To taper the beams in this manner, Steve and his crew first had to figure the amount of taper in each board, from the thicker cross section in the middle, to the thinner sections at the ends. Next, they made a mirror-opposite master to represent this taper, thicker at the beam’s ends, and thinner at the beam’s middle.

When the master was passed through a thickness planer with a scarfed together board on top of it, the planer removed more material from the ends of the board than the middle. All laminations were passed through a planer in this manner and all were tapered exactly the same.

The logistics of clamping

By using the proper clamping jig set up, Steve and his crew were able to laminate each beam in one operation. The same method is used to laminate ring frames for boats.
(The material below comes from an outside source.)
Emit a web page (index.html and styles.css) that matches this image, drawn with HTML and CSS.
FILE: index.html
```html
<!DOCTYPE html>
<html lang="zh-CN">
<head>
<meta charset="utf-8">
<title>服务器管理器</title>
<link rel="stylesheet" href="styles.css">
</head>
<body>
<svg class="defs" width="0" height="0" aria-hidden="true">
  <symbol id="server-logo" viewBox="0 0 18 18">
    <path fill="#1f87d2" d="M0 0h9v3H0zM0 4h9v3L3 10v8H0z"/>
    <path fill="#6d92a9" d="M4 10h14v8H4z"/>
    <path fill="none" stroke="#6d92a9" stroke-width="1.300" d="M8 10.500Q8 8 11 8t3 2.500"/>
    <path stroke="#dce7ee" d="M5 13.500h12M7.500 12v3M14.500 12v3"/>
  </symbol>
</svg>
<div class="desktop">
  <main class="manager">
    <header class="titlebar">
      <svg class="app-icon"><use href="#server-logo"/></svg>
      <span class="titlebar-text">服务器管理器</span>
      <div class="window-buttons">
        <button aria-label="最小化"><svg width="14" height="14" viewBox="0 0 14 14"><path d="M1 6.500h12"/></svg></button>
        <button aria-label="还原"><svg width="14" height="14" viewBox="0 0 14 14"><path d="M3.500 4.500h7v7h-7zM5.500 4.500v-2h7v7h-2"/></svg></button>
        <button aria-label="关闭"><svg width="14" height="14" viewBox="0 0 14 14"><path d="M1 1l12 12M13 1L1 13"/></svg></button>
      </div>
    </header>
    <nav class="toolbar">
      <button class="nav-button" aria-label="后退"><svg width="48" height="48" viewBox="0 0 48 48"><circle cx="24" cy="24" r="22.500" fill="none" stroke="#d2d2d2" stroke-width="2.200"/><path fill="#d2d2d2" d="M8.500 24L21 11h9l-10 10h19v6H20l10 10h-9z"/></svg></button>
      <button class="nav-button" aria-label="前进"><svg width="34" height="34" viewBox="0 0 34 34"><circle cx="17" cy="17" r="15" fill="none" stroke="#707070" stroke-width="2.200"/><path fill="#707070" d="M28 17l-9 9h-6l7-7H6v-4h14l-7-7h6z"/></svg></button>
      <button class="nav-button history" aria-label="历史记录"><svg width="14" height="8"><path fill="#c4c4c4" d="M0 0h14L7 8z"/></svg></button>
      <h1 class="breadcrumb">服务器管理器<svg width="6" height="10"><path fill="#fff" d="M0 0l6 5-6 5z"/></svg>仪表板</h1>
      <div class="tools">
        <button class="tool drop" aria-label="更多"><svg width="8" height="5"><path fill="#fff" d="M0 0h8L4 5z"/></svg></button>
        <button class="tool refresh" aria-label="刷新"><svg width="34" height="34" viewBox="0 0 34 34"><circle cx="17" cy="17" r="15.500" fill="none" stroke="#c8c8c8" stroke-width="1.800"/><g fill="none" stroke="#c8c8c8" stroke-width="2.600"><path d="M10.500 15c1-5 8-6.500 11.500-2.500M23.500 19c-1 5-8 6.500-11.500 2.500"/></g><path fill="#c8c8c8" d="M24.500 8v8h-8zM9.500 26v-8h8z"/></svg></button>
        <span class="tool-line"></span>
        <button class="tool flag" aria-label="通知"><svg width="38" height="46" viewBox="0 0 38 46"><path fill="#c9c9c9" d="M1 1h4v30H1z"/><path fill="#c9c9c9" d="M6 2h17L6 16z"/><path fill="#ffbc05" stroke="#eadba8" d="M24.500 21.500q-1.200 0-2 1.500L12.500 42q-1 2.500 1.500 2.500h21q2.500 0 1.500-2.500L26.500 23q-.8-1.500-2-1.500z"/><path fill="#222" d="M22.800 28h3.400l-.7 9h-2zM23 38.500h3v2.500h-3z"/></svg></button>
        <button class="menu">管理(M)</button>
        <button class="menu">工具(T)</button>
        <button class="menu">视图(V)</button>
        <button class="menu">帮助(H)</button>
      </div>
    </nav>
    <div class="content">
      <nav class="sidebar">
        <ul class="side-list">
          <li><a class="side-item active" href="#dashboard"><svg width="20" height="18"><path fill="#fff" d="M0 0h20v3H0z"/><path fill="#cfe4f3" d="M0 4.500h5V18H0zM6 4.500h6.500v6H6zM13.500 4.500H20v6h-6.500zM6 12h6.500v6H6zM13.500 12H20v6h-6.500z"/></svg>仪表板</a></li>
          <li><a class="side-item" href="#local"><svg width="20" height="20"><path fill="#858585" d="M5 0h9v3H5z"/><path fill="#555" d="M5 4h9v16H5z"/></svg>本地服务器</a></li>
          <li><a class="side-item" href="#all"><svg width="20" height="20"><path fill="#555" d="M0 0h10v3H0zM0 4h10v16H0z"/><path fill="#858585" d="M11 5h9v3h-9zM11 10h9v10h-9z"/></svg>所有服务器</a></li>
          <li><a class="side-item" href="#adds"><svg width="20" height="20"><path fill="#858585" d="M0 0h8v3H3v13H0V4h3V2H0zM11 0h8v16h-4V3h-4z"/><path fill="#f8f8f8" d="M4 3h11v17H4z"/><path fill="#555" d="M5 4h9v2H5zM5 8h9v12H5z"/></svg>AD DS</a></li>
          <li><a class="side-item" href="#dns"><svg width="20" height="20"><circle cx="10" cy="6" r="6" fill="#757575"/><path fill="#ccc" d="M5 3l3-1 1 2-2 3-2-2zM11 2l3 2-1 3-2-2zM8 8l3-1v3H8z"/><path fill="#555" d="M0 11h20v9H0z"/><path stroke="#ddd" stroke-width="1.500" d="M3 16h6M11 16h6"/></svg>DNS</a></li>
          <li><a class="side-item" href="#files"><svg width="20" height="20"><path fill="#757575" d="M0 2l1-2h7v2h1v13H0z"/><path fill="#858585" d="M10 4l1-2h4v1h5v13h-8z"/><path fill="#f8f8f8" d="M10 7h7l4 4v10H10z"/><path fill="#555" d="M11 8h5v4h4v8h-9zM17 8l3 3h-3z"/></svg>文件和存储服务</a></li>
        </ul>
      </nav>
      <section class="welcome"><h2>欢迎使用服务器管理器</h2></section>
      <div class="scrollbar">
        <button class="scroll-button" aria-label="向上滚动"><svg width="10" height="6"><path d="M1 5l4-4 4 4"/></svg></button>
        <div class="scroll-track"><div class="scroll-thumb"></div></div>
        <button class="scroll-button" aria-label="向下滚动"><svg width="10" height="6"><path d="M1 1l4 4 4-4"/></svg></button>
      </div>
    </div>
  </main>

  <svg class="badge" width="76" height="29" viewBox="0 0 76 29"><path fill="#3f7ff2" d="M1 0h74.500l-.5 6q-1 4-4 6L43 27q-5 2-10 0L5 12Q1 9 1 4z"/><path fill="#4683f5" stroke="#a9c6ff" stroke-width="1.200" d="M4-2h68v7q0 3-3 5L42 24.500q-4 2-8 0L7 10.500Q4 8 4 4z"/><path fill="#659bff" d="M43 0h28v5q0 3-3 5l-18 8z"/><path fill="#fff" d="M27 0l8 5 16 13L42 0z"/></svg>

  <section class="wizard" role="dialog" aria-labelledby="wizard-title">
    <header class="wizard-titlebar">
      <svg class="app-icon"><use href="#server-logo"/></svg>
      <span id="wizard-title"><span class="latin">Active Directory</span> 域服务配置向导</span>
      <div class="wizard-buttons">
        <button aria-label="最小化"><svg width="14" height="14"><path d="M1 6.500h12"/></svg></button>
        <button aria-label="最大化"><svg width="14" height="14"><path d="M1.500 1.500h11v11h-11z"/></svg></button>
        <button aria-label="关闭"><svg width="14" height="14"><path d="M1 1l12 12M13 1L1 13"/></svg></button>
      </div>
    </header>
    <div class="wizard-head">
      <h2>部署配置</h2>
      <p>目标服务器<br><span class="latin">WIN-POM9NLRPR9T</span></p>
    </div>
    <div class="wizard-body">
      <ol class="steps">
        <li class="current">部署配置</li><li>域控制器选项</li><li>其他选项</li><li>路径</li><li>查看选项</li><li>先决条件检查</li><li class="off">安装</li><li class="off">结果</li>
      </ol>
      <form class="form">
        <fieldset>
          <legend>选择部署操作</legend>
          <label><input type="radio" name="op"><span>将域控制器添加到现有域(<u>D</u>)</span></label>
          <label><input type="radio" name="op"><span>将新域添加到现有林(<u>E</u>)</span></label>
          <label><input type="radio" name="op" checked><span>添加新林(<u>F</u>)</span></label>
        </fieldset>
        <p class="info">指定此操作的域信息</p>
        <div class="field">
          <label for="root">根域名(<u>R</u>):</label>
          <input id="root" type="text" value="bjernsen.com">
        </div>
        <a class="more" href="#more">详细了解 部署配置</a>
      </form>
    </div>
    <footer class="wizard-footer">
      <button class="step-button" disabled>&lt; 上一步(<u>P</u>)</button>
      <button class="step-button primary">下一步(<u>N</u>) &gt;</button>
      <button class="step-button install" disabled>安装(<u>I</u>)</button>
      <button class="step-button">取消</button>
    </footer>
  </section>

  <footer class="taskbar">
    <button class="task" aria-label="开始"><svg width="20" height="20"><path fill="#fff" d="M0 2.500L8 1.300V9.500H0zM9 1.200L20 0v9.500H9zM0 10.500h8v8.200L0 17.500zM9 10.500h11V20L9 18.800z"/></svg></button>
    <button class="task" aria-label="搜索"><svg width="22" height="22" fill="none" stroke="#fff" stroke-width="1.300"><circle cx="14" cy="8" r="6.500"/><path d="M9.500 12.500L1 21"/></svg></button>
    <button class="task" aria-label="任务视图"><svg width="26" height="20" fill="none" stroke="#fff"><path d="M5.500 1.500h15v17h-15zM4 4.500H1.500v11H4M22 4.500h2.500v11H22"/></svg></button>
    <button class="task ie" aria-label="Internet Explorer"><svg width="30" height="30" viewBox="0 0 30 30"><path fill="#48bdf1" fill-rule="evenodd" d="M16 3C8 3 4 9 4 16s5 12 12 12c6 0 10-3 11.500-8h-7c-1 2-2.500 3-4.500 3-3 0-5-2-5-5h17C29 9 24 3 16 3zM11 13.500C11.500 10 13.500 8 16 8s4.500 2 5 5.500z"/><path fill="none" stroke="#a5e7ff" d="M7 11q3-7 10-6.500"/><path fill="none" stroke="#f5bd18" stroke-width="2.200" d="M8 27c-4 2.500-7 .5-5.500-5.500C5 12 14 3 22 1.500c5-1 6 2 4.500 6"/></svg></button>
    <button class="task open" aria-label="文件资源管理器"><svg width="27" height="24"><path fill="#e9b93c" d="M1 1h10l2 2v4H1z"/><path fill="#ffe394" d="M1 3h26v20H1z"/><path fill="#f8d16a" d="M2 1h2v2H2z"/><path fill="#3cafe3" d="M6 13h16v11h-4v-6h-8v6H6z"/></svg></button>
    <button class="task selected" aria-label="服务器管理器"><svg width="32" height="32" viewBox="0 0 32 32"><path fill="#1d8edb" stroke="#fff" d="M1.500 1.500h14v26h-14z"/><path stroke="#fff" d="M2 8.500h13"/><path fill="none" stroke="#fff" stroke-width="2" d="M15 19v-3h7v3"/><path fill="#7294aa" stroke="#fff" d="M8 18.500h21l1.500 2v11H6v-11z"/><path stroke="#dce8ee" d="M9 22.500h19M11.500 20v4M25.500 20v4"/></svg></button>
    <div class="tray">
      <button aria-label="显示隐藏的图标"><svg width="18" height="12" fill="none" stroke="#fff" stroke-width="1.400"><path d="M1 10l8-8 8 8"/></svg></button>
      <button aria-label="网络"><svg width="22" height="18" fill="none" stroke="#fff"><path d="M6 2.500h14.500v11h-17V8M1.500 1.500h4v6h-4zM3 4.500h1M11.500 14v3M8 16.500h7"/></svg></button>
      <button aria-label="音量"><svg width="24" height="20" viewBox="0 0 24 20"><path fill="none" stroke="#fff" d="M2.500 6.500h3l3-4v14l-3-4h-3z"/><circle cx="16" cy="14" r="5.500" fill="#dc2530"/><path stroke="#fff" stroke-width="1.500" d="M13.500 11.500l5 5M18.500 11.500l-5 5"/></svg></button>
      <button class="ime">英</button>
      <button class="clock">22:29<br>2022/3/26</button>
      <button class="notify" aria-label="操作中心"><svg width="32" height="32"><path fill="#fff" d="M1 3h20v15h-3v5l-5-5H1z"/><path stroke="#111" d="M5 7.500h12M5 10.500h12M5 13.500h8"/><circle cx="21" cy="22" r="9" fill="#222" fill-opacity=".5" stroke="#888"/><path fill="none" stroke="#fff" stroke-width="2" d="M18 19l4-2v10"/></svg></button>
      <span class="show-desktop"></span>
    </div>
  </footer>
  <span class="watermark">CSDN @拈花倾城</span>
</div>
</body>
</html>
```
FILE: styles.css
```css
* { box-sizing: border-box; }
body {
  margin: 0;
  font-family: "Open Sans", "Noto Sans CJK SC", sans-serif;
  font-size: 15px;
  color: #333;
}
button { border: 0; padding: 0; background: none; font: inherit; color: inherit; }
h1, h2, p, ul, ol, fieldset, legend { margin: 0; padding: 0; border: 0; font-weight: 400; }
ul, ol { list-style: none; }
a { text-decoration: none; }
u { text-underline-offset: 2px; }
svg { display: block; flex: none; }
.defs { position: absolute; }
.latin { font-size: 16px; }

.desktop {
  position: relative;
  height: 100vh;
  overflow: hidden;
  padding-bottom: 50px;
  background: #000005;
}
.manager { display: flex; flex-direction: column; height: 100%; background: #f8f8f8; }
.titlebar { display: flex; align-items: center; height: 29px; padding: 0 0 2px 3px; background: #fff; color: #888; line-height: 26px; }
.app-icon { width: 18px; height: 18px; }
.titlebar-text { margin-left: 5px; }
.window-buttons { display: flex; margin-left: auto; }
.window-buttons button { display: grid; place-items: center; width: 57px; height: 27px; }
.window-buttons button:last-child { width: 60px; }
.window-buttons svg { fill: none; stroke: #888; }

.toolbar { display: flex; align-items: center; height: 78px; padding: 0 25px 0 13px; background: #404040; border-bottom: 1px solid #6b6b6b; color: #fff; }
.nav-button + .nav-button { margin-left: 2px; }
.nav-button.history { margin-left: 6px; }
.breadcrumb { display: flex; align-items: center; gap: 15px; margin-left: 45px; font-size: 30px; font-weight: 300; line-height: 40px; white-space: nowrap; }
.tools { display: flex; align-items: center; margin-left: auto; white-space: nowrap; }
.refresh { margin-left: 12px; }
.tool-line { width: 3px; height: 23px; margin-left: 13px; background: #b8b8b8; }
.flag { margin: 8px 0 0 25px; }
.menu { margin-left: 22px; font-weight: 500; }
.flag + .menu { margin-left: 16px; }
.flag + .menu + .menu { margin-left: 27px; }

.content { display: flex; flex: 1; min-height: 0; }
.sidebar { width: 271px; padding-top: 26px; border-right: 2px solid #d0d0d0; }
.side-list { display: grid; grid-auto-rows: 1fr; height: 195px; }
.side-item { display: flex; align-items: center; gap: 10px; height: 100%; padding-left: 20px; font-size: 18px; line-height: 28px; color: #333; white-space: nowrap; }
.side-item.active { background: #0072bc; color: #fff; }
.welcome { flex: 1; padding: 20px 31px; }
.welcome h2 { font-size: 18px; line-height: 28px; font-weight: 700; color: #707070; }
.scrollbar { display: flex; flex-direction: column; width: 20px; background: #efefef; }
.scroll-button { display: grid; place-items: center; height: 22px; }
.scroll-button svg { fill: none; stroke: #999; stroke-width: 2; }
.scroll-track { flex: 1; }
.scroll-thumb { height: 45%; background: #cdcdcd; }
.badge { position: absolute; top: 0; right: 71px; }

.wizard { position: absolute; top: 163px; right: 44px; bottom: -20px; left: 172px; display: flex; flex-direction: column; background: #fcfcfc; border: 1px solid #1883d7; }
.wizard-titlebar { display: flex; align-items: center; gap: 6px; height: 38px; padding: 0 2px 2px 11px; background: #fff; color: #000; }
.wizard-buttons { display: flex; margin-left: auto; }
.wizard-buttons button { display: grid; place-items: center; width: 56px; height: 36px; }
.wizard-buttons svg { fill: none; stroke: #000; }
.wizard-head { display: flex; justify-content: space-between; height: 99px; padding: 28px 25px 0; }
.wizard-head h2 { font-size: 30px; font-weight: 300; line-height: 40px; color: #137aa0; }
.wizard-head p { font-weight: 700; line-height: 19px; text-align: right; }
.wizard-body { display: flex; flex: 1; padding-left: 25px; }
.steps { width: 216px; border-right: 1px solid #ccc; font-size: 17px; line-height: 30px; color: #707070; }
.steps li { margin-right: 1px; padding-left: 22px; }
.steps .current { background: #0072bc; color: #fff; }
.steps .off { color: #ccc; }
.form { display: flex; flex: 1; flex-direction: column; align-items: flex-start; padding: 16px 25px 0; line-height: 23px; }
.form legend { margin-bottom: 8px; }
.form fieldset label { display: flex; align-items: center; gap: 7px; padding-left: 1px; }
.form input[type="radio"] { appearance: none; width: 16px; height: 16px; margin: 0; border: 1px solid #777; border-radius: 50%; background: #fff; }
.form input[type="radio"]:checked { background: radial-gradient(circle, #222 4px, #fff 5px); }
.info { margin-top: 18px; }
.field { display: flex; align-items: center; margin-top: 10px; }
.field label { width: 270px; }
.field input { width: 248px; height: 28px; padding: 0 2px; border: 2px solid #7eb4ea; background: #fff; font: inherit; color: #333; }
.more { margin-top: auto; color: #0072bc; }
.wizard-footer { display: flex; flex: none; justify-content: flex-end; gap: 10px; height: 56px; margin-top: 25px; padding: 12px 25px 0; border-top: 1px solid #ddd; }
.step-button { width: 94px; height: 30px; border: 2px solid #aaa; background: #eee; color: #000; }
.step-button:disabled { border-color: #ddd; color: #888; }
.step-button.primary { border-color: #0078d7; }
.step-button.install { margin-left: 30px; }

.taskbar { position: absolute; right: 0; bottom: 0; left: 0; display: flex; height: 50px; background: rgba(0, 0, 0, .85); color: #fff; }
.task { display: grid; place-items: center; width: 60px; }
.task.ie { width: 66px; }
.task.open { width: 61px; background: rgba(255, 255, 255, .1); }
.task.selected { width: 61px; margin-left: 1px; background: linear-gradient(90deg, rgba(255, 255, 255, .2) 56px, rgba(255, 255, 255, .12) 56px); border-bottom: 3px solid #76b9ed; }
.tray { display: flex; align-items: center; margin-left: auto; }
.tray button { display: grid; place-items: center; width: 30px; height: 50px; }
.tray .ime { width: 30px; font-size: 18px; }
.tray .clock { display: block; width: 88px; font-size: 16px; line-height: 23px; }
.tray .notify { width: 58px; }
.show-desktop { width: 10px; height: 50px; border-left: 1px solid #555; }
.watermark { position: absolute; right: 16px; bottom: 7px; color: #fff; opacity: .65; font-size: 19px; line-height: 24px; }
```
First they covered their work surface with rigid plastic to prevent inadvertent bonding (soft plastic sheeting can become caught between laminate layers as they are drawn into shape). They described the outer shape of the beam with blocks fixed to a flat table. The thick laminate layers would have to lay straight when placed into the jig, then be forced to the designed curve.

To force the layers into place, they used a a series of threaded rods mounted to short sections of angle iron. Each threaded rod ran through a nut welded over a hole in the vertical flange of the angle iron. The threaded rod had a flat pad on the end where it contacted the laminate. A nut welded to the opposite end of the rod allowed the crew to screw it toward the fixed pads describing the outer curve. Air wrenches sped up the process. Once the laminate was pushed into shape, they placed additional clamps as needed along the beam. Only modest pressure was required to draw the parts together and form a tight glue line.

 

The pictures show the stunning results of Steve Taylor-Builder, Inc.’s first major wood lamination project. After completion, Steve wrote to us and said “I want to thank you for your help and guidance with the tapering and fabricating of the frames, but most of all for your encouragement to do this ourselves. It was great fun and it is very satisfying to know that we can do such things.”